One for all and all for one (in all sorts of ways) is Virtzilla's cunning plan

Interview “From the EMC board room,” says VMware CEO Pat Gelsinger, “you can see the carnage of the minicomputer industry.”

“Wang, Digital, Data General. You can see their buildings from EMC's headquarters.”

That view, Gelsinger told The Register, means “we know how this whole story played out.” And because he and the EMC board have lived through big changes in the IT industry, he's willing to say that cloud will leave even more casualties in its wake than the transition from minicomputer to the PC era.

“This is the grandaddy of them all,” he says of cloud, adding that the EMC Federation thinks it needs to be a grandaddy to survive.

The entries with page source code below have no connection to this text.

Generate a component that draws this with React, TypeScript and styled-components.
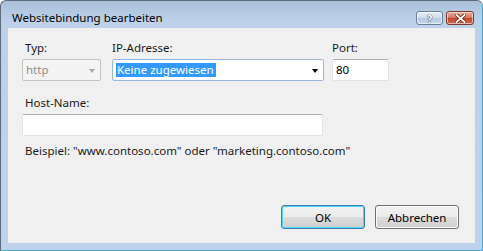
import React from "react";
import styled, { createGlobalStyle } from "styled-components";

const Global = createGlobalStyle`
  html, body { margin: 0; padding: 0; background: #ffffff; }
  body { font-family: "Noto Sans", "Open Sans", sans-serif; font-size: 11.5px; }
  * { box-sizing: border-box; }
`;

const Window = styled.div`
  width: 483px;
  height: 251px;
  border: 1px solid #5d6b7a;
  border-right-color: #4aa8c8;
  border-bottom-color: #4aa8c8;
  border-radius: 6px 6px 0 0;
  background: linear-gradient(to bottom, #a9bfd8 0px, #bdd2ea 20px, #bed3eb 100%);
  display: flex;
  flex-direction: column;
  overflow: hidden;
`;

const TitleBar = styled.div`
  height: 27px;
  display: flex;
  align-items: flex-start;
  padding: 0 8px 0 11px;
`;

const Title = styled.div`
  flex: 1;
  color: #000;
  font-size: 11.5px;
  line-height: 16px;
  margin-top: 9px;
  white-space: nowrap;
`;

const CaptionButtons = styled.div`
  display: flex;
  gap: 3px;
  margin-top: 10px;
`;

const CaptionButton = styled.div<{ $close?: boolean }>`
  width: ${(p) => (p.$close ? "28px" : "27px")};
  height: 14px;
  border: 1px solid ${(p) => (p.$close ? "#7a3a32" : "#6d7f96")};
  border-radius: 3px;
  background: ${(p) =>
    p.$close
      ? "linear-gradient(to bottom, #e8a596 0%, #d6806c 45%, #c1452e 50%, #cd6a4e 100%)"
      : "linear-gradient(to bottom, #e6eef7 0%, #d2dfee 45%, #b6c9e0 50%, #c6d7ea 100%)"};
  box-shadow: inset 0 0 0 1px rgba(255, 255, 255, 0.55);
  display: flex;
  align-items: center;
  justify-content: center;
`;

const HelpGlyph = styled.span`
  color: #fff;
  font-weight: 700;
  font-size: 11px;
  line-height: 11px;
  text-shadow: 0 0 1px #334, 0 0 1px #334;
`;

const Client = styled.div`
  flex: 1;
  margin: 0 7px 7px 7px;
  background: #f0f0f0;
  display: flex;
  flex-direction: column;
  padding: 12px 0 14px 14px;
`;

const TopRow = styled.div`
  display: flex;
`;

const Field = styled.div<{ $w: number; $ml?: number }>`
  display: flex;
  flex-direction: column;
  width: ${(p) => p.$w}px;
  margin-left: ${(p) => p.$ml ?? 0}px;
`;

const Label = styled.div<{ $indent?: number }>`
  color: #1a1a1a;
  line-height: 16px;
  padding-left: ${(p) => p.$indent ?? 0}px;
  margin-bottom: 3px;
  white-space: nowrap;
`;

const Combo = styled.div<{ $disabled?: boolean }>`
  height: 22px;
  border: 1px solid ${(p) => (p.$disabled ? "#c3c3c3" : "#98b7dc")};
  border-radius: 2px;
  background: ${(p) => (p.$disabled ? "#f4f4f4" : "#ffffff")};
  display: flex;
  align-items: center;
  padding: 0 5px 0 3px;
  color: ${(p) => (p.$disabled ? "#8e8e8e" : "#000")};
`;

const ComboText = styled.span<{ $selected?: boolean }>`
  flex: 1;
  line-height: 14px;
  ${(p) =>
    p.$selected
      ? `
    flex: 0 0 auto;
    background: #3399ff;
    color: #ffffff;
    padding: 0 2px 0 1px;
  `
      : ""}
`;

const Spacer = styled.div`
  flex: 1;
`;

const Arrow = styled.div<{ $disabled?: boolean }>`
  width: 0;
  height: 0;
  border-left: 3.5px solid transparent;
  border-right: 3.5px solid transparent;
  border-top: 4px solid ${(p) => (p.$disabled ? "#a6a6a6" : "#000")};
  margin-top: 1px;
`;

const TextBox = styled.div<{ $w: number }>`
  width: ${(p) => p.$w}px;
  height: 22px;
  border: 1px solid #e2e3ea;
  border-top-color: #abadb3;
  border-radius: 2px;
  background: #ffffff;
  display: flex;
  align-items: center;
  padding: 0 3px;
  color: #000;
  line-height: 14px;
`;

const HostField = styled.div`
  display: flex;
  flex-direction: column;
  margin-top: 14px;
`;

const Hint = styled.div`
  color: #1a1a1a;
  margin-top: 7px;
  padding-left: 3px;
  line-height: 16px;
  white-space: nowrap;
`;

const ButtonRow = styled.div`
  margin-top: auto;
  display: flex;
  justify-content: flex-end;
  gap: 10px;
  padding-right: 16px;
`;

const Button = styled.button<{ $default?: boolean }>`
  width: 84px;
  height: 24px;
  font-family: inherit;
  font-size: 11.5px;
  color: #000;
  border: 1px solid ${(p) => (p.$default ? "#3c7fb1" : "#707070")};
  border-radius: 3px;
  background: linear-gradient(to bottom, #f2f2f2 0%, #ebebeb 49%, #dddddd 50%, #cfcfcf 100%);
  box-shadow: inset 0 0 0 1px ${(p) => (p.$default ? "#48d8fb" : "#fcfcfc")};
  padding: 0;
`;

export default function App() {
  return (
    <>
      <Global />
      <Window>
        <TitleBar>
          <Title>Websitebindung bearbeiten</Title>
          <CaptionButtons>
            <CaptionButton>
              <HelpGlyph>?</HelpGlyph>
            </CaptionButton>
            <CaptionButton $close>
              <svg width="11" height="9" viewBox="0 0 11 9">
                <path d="M1.5 1 L9.5 8 M9.5 1 L1.5 8" stroke="#5a1a12" strokeWidth="3.2" strokeLinecap="square" />
                <path d="M1.5 1 L9.5 8 M9.5 1 L1.5 8" stroke="#ffffff" strokeWidth="1.8" strokeLinecap="square" />
              </svg>
            </CaptionButton>
          </CaptionButtons>
        </TitleBar>
        <Client>
          <TopRow>
            <Field $w={79}>
              <Label $indent={3}>Typ:</Label>
              <Combo $disabled>
                <ComboText>http</ComboText>
                <Arrow $disabled />
              </Combo>
            </Field>
            <Field $w={212} $ml={11}>
              <Label $indent={-1}>IP-Adresse:</Label>
              <Combo>
                <ComboText $selected>Keine zugewiesen</ComboText>
                <Spacer />
                <Arrow />
              </Combo>
            </Field>
            <Field $w={57} $ml={8}>
              <Label>Port:</Label>
              <TextBox $w={57}>80</TextBox>
            </Field>
          </TopRow>
          <HostField>
            <Label $indent={3}>Host-Name:</Label>
            <TextBox $w={301} />
          </HostField>
          <Hint>Beispiel: "www.contoso.com" oder "marketing.contoso.com"</Hint>
          <ButtonRow>
            <Button $default>OK</Button>
            <Button>Abbrechen</Button>
          </ButtonRow>
        </Client>
      </Window>
    </>
  );
}
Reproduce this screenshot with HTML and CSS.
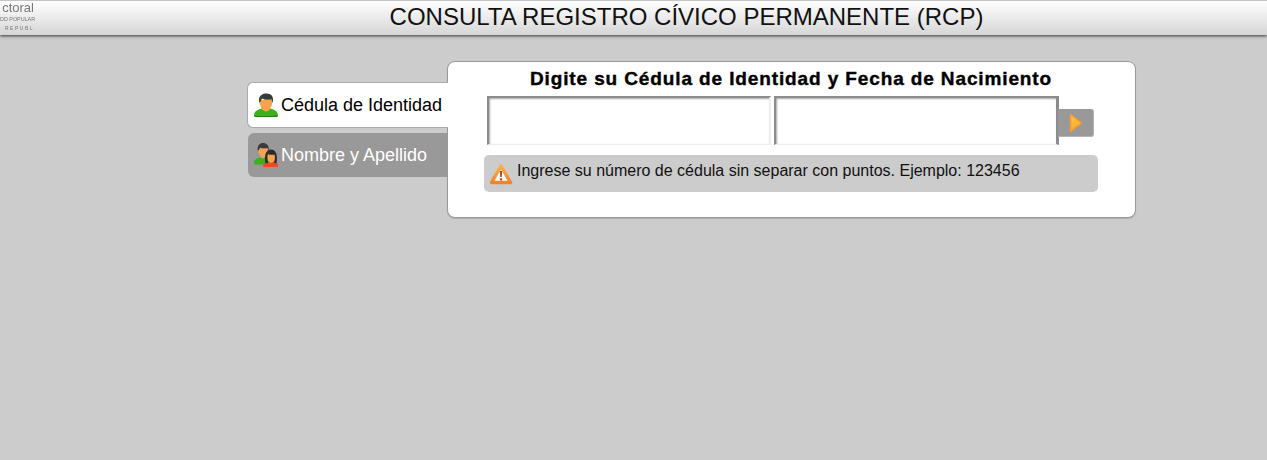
FILE: index.html
```html
<!DOCTYPE html>
<html lang="es">
	<head>
		<meta charset="UTF-8" />
		<title>Consulta RCP</title>
		<link rel="stylesheet" href="styles.css">
	</head>
	<body>
		<div class="header">
			<div class="logo">
				<div class="logo-name">ctoral</div>
				<div class="logo-sub">DD POPULAR</div>
				<div class="logo-foot">REPUBL</div>
			</div>
			<h1>CONSULTA REGISTRO CÍVICO PERMANENTE (RCP)</h1>
		</div>
		<div class="content">
			<div class="tabs">
				<div class="tab active">
					<svg class="tab-icon" viewBox="0 0 24 24">
						<path d="M0 23c0-4 2-6 8-7.500l4 2 4-2c6 1.500 8 3.500 8 7.500-1 1-23 1-24 0z" fill="#3cb01e"/>
						<path d="M0 22.500c3 .8 21 .8 24 0-.3 1-1 1.500-2 1.500H2c-1 0-1.700-.5-2-1.500z" fill="#23850f"/>
						<path d="M5.500 7c0 7 3.500 11.500 6.500 11.500S18.500 14 18.500 7z" fill="#f9a24c"/>
						<path d="M5.500 10C3.500 3 8 0.500 12.500 0.500 17 0.500 20.500 3.500 18.500 10L17.500 6.500C14 7 10 7 8 5.500 7.500 7 6.500 8.500 5.500 10z" fill="#3a3a3a"/>
					</svg>
					<span>Cédula de Identidad</span>
				</div>
				<div class="tab">
					<svg class="tab-icon" viewBox="0 0 24 24">
						<path d="M0 20c0-3 2-4.500 6-5.500l3 1 3-1 2 2-3 5H1c-.5 0-1-.5-1-1.500z" fill="#3cb01e"/>
						<path d="M4 5.500c0 5 3 9.500 5 9.500s5-4.500 5-9.500z" fill="#f9a24c"/>
						<path d="M4 8C2.500 2.500 6 0 9 0s7 2.500 5.500 8L13.500 5C11 5.500 8 5.500 6 4.500 5.500 6 5 7 4 8z" fill="#3a3a3a"/>
						<path d="M9 24c0-3 1.500-4.500 5-5.500l3 1 3-1c3.500 1 4 2.500 4 5.500z" fill="#ee4a1c"/>
						<path d="M13 11.500c0 4.500 2 8.500 4 8.500s4-4 4-8.500z" fill="#f9a24c"/>
						<path d="M11.500 20.500C10 12 12 6.500 17 6.500s7 5.500 5.500 14l-2.500-1c1.500-3 1-6 .5-8-2 .5-5 .5-6.500-.5-1 3-1 6 .5 8.500z" fill="#2c2c2c"/>
					</svg>
					<span>Nombre y Apellido</span>
				</div>
			</div>
			<div class="panel">
				<h2>Digite su Cédula de Identidad y Fecha de Nacimiento</h2>
				<div class="form-row">
					<input type="text" class="field" />
					<input type="text" class="field field-last" />
					<button class="go">
						<svg viewBox="0 0 14 20" width="14" height="20">
							<defs>
								<linearGradient id="arrow-fill" x1="0" y1="0" x2="0" y2="1">
									<stop offset="0" stop-color="#ffc445"/>
									<stop offset="1" stop-color="#fda733"/>
								</linearGradient>
							</defs>
							<path d="M1.500 1.500 12.500 10 1.500 18.500z" fill="url(#arrow-fill)" stroke="#fb9a2c" stroke-width="1.500" stroke-linejoin="round"/>
						</svg>
					</button>
				</div>
				<div class="notice">
					<svg class="notice-icon" viewBox="0 0 24 24">
						<defs>
							<linearGradient id="warn-edge" x1="0" y1="0" x2="0" y2="1">
								<stop offset="0" stop-color="#fbb04a"/>
								<stop offset="1" stop-color="#f5812a"/>
							</linearGradient>
						</defs>
						<path d="M12 4 21.500 20.500H2.500z" fill="#fff" stroke="url(#warn-edge)" stroke-width="3.500" stroke-linejoin="round"/>
						<path d="M10.800 9h2.400l-.4 6h-1.600zM10.900 16.300h2.200v2.200h-2.200z" fill="#a4502c"/>
					</svg>
					<span>Ingrese su número de cédula sin separar con puntos. Ejemplo: 123456</span>
				</div>
			</div>
		</div>
	</body>
</html>
```

FILE: styles.css
```css
html,
body {
	height: 100%;
}
body {
	margin: 0;
	font-family: "Liberation Sans", Arial, sans-serif;
	background-color: #cccccc;
	color: #000;
	overflow: hidden;
}
.header {
	display: flex;
	align-items: center;
	height: 34px;
	background: linear-gradient(to bottom, #ffffff, #d6d6d6);
	border-top: 1px solid #c4c4c4;
	box-shadow: 0 1px 3px rgba(0, 0, 0, 0.75);
}
.header h1 {
	flex: 1;
	margin: 0 0 0 72px;
	padding-bottom: 3px;
	font-size: 24px;
	font-weight: normal;
	text-align: center;
	color: #111;
}
.logo {
	width: 34px;
	height: 34px;
	color: #777777;
	text-align: right;
	white-space: nowrap;
	filter: blur(0.5px);
}
.logo-name {
	font-size: 13px;
	line-height: 14px;
}
.logo-sub {
	font-size: 5.4px;
	line-height: 9px;
}
.logo-foot {
	font-size: 5px;
	line-height: 9px;
	letter-spacing: 1.5px;
}
.content {
	display: flex;
	align-items: flex-start;
	padding: 26px 0 0 247px;
}
.tabs {
	width: 201px;
	padding-top: 21px;
	flex-shrink: 0;
	position: relative;
	z-index: 1;
}
.tab {
	display: flex;
	align-items: center;
	height: 44px;
	margin: 0 0 5px 1px;
	padding-left: 6px;
	background-color: #999999;
	border-radius: 6px 0 0 6px;
	font-size: 18px;
	color: #fff;
}
.tab span {
	padding-top: 1px;
	white-space: nowrap;
}
.tab.active {
	margin-left: 0;
	background-color: #fff;
	border: 1px solid #aaa;
	border-right: none;
	color: #000;
}
.tab-icon {
	width: 24px;
	height: 24px;
	margin-right: 3px;
}
.panel {
	box-sizing: border-box;
	width: 689px;
	height: 157px;
	margin-left: -1px;
	padding: 7px 37px 0 36px;
	background-color: #fff;
	border: 1px solid #999;
	border-radius: 8px;
	box-shadow: 0 1px 1px rgba(0, 0, 0, 0.15);
}
.panel h2 {
	margin: 0;
	font-size: 19px;
	line-height: 20px;
	letter-spacing: 0.88px;
	text-align: center;
	-webkit-text-stroke: 0.4px #000;
}
.form-row {
	display: flex;
	align-items: flex-start;
	gap: 3px;
	margin: 7px 0 10px 3px;
}
.field {
	box-sizing: border-box;
	width: 284px;
	height: 49px;
	padding: 0;
	border-style: solid;
	border-width: 2px 2px 1px 2px;
	border-color: #8c8c8c #eeeeee #eeeeee #8c8c8c;
	background-color: #fff;
	box-shadow: inset 1px 1px 2px rgba(0, 0, 0, 0.35);
}
.field-last {
	width: 285px;
	border-width: 2px 3px 1px 2px;
	border-right-color: #8c8c8c;
}
.go {
	width: 36px;
	height: 28px;
	margin: 13px 0 0 -4px;
	padding: 0 0 0 1px;
	display: flex;
	align-items: center;
	justify-content: center;
	border: none;
	border-right: 1px solid #b5b5b5;
	border-bottom: 1px solid #b5b5b5;
	border-radius: 0 3px 3px 0;
	background-color: #999999;
}
.notice {
	display: flex;
	align-items: flex-start;
	height: 37px;
	padding-left: 5px;
	background-color: #cccccc;
	border-radius: 5px;
	font-size: 16px;
	color: #111;
}
.notice span {
	padding-top: 7px;
}
.notice-icon {
	width: 24px;
	height: 24px;
	margin: 7px 4px 0 0;
}
```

“The issue at the highest level is that EMC as an entity has outperformed the industry on growth rates and such but has underperformed on stock price. The question for the board is what do you do to get better share price performance.

“Activist investors are pretty simple folk. Their objective is as quickly as possible drive change that increases shareholder value.”

The EMC Federation, Gelsinger feels, has “laid out a strategy for this period of tumult.”

“Being bigger and more strategic is the right strategy," he adds. "That is the perspective we have taken through the changes. And we think that in the longer term we will be rewarded for that.”

Gelsinger says VMware's contribution to the cunning plan is its “second act”. That act, it seems from the vantage point of The Reg's virtualisation desk, is to have a bet on just about every technology or trend being suggested as important in what's being called the “cloud/mobile era”.

The company therefore offers private, public and hybrid clouds, ways to run containers in old-school or newly minimalised virtual machines, virtual storage and, with VVOLs, a way to improve physical storage. VMware will let you roll-your-own infrastructure, hyperconverge it or run on converged stacks. It's a player in network virtualisation and network function virtualisation and tools to deploy desktops and apps to just about anything with more brains than a graphing calculator.

But the vendor's not executing brilliantly in all categories, a fact Gelsinger acknowledged in an interview with El Reg at VMworld 2015. Some VSAN ready nodes weren't up to the job at launch time, he admits. EVO:RAIL wasn't packaged in a way that partners could sell or customers wanted to buy.

Even the NSX network virtualisation play didn't take at first: Gelsinger said he tried to sell it as a subscription service but customers pushed back.

Some business unit managers, he says, have had “trips to the principal's office” as a result. Even those who are doing well are being pressed to do better again.